From the above, you might have a thorough idea about Cryptocurrencies trading. You know what exactly it is and what the earning possibilities are. Now, we will outline four steps to start trading.

  • Find your exchange: You will have to first find an exchange to start trading. You will be asked to open an account and put funds in it. Once you have an account on an exchange, you can buy or sell crypto.
  • Get your wallet: To transfer funds, you will need a wallet. A cryptocurrency wallet is designed to store the cryptocurrencies back and forth. You will find different types of wallets that include paper, hardware, and desktop. For the desktop wallet, you will need a desktop or mobile and an internet connection. You will have both single and multi-currency wallet options. Some popular wallets are Bitcoin Core Wallet, Ethereum Wallet, and Litecoin-QT. Some multi-currency wallets are Jaxx Wallet, Coinomi, and Exodus. Once you have a crypto wallet, you can start investing.
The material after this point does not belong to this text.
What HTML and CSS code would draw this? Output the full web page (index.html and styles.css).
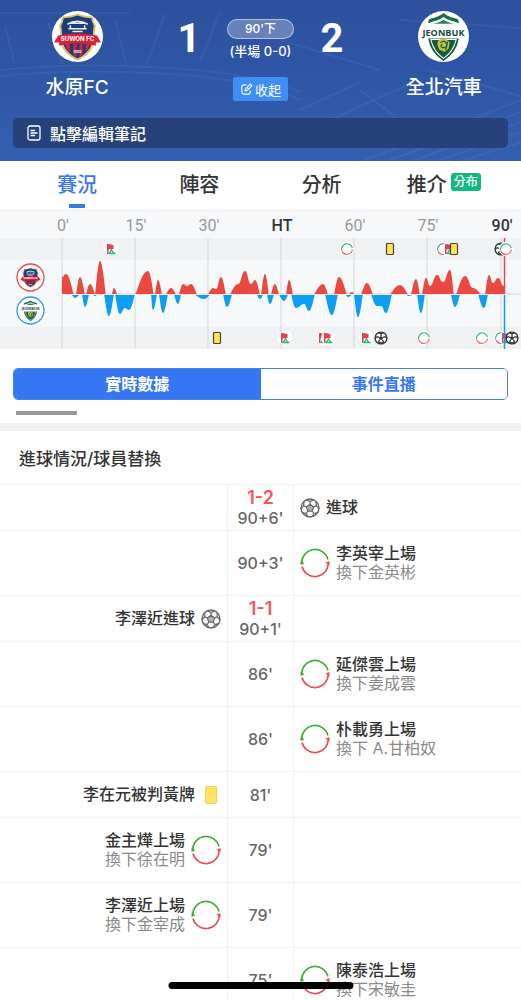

  • Collect information: Even if you have done all your research, you should inquire about the current value of the currency pairs before an investment. The price can be triggered anytime and you will need constant monitoring to avoid any risk. You can get crypto-related news in some major journals that include Coindesk, The Merkle, News Bitcoin, and Hackernoon.
  • Use technology to minimize the risk: As you know the cryptocurrency market is very volatile, you can use advanced technologies to mitigate the risk in a significant manner. Use the machine learning algorithm to analyze cryptocurrencies.